I have started a LinkedIn Group called “De-Stigmatizing Alzheimer’s” about 4 months ago and there are over 300 members at this time.  Here is a link to the discussion area of the group:

And here is a link to a 2 minute Public Service Announcement (PSA) that was done with regards to my Alzheimer’s, etc with my daughter Laurie and me:

I want to do all that I can do to help raise awareness about Alzheimer's, to help decrease the stigma or embarrassment that is often associated with the disease, and of course do all that I can do with our nations leaders to have them declare what I would call a "War on Alzheimer’s" to bring the funding up to be relatively equal to the funding that is made available for other major diseases, yet NOT to take any money for the funding for the research on those diseases.

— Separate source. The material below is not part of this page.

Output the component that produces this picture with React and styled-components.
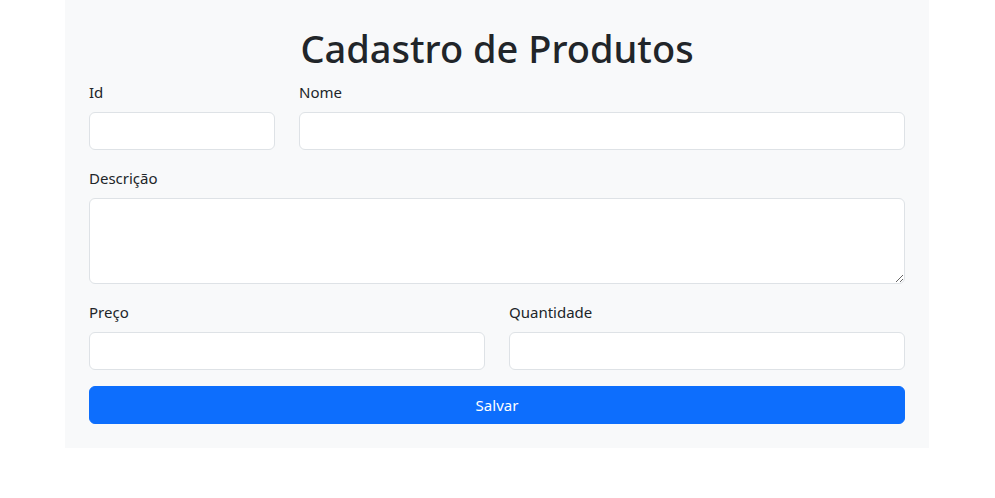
import React from "react";
import styled, { createGlobalStyle } from "styled-components";

const GlobalStyle = createGlobalStyle`
  * { box-sizing: border-box; }
  body {
    margin: 0;
    background: #fff;
    color: #212529;
    font-family: "Noto Sans", "Open Sans", sans-serif;
    font-size: 15px;
    line-height: 1.5;
  }
`;

const Page = styled.div`
  width: 864px;
  margin-left: 65px;
  padding: 24px;
  background: #f8f9fa;
`;

const Heading = styled.h1`
  margin: 0 0 8px;
  text-align: center;
  font-size: 38px;
  font-weight: 500;
  line-height: 48px;
  letter-spacing: 0;
`;

const Form = styled.form`
  display: flex;
  flex-direction: column;
  gap: 16px;
`;

const Row = styled.div`
  display: grid;
  grid-template-columns: ${(props) => props.$cols || "1fr"};
  column-gap: 24px;
`;

const Field = styled.div`
  display: flex;
  flex-direction: column;
`;

const Label = styled.label`
  display: block;
  height: 24px;
  margin-bottom: 8px;
  font-size: 15px;
  line-height: 24px;
`;

const Input = styled.input`
  display: block;
  width: 100%;
  height: 38px;
  padding: 6px 12px;
  border: 1px solid #dee2e6;
  border-radius: 6px;
  background: #fff;
  font: inherit;
  color: #212529;
  outline: none;
`;

const TextArea = styled.textarea`
  display: block;
  width: 100%;
  height: 86px;
  padding: 6px 12px;
  border: 1px solid #dee2e6;
  border-radius: 6px;
  background: #fff;
  font: inherit;
  color: #212529;
  resize: vertical;
  outline: none;
`;

const Button = styled.button`
  display: block;
  width: 100%;
  height: 38px;
  border: 1px solid #0d6efd;
  border-radius: 6px;
  background: #0d6efd;
  color: #fff;
  font: inherit;
  font-size: 15px;
  cursor: pointer;
`;

const App = () => {
  return (
    <>
      <GlobalStyle />
      <Page>
        <Heading>Cadastro de Produtos</Heading>
        <Form onSubmit={(e) => e.preventDefault()}>
          <Row $cols="186px 1fr">
            <Field>
              <Label htmlFor="id">Id</Label>
              <Input id="id" type="text" />
            </Field>
            <Field>
              <Label htmlFor="nome">Nome</Label>
              <Input id="nome" type="text" />
            </Field>
          </Row>
          <Row>
            <Field>
              <Label htmlFor="descricao">Descrição</Label>
              <TextArea id="descricao" rows={3} />
            </Field>
          </Row>
          <Row $cols="1fr 1fr">
            <Field>
              <Label htmlFor="preco">Preço</Label>
              <Input id="preco" type="number" />
            </Field>
            <Field>
              <Label htmlFor="quantidade">Quantidade</Label>
              <Input id="quantidade" type="number" />
            </Field>
          </Row>
          <Button type="submit">Salvar</Button>
        </Form>
      </Page>
    </>
  );
};

export default App;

On another important note, Florida State University Medical School has established an “Alexander ‘Sandy’ Halperin, DDS Alzheimer’s Research Fund” to help support the important and progressive Alzheimer’s research that is being done at the medical school. I am thrilled to be of assistance to the medical school and it helps to bring me full circle back to my healthcare, research, clinical and academic roots that I had as a dentist (doing clinical work, research and teaching).  The link to the fund is:

Much more to say, but that is it for now... I want to be able to speak out as much as I can while I am still able to before my Alzheimer’s progresses.

Best regards,


Skype Name: Sandy Halperin

I want to thank my family for their assistance with a bulk of my communications.


M Paulin
M Paulin

The thing that stood out for me in this image, is the S shaped chain link with the smaller chain running through it on the right. Looks much like a dollar sign. And that is what holds up breakthroughs in any research :(

david morgan
david morgan

No mention at all of Prana and it's trials. Amazing

El Gabilon
El Gabilon

We did not see a study in this article relating to the correlation between the foods we are eating  and Alheizmers.  For example if this disease is increasing over the years what else has been increasing at the same time.  We would suggest fatty foods. In the case of diabetis we suggest sugar.  The question here is what is the cause of the existence of this plack?  And, how can it be prevented before it does its damage? Often the answers to these medical questions is considered complex when simplicity is the answer.  Complexity is dangerous to our welfare when simplicity will serve the purpose. For example the cost of medical care is outrageous, yet no one speaks about PRICE CONTROLS on all medical care, equipment, and products to bring costs down. A single payer health care system with everybody in and nobody out,  is the best answer to health care insurance, but no, we spend our time devising things that make it more complex and never get anywhere. A simple law requiring food manufactrers to put salt, sugar and fats  in foods only when necessary. Lard should be abolished.

Roger Bird
Roger Bird

I did not find the word "coconut" in the article.  Coconut works, but it does not garner enough money for people to research it or market it.  If you want to learn about the benefits of coconut with regard to alzheimers, google "Newport coconut".  You might also check out "water cure" and magnesium and boron.

Roger Bird
Roger Bird

@Marina Paulin   Nice!  It is all about money.  Give them unnatural substances along as they make the pharmaceutical companies plenty of money.

Roger Bird
Roger Bird

@El Gabilon   Even though you are a liberal, I tend to agree with you.  The complexity of the pre-ACA and the even worse complexity of ACA is killing us.  Most people in most doctor's offices push paper; they are not directly involved with healing.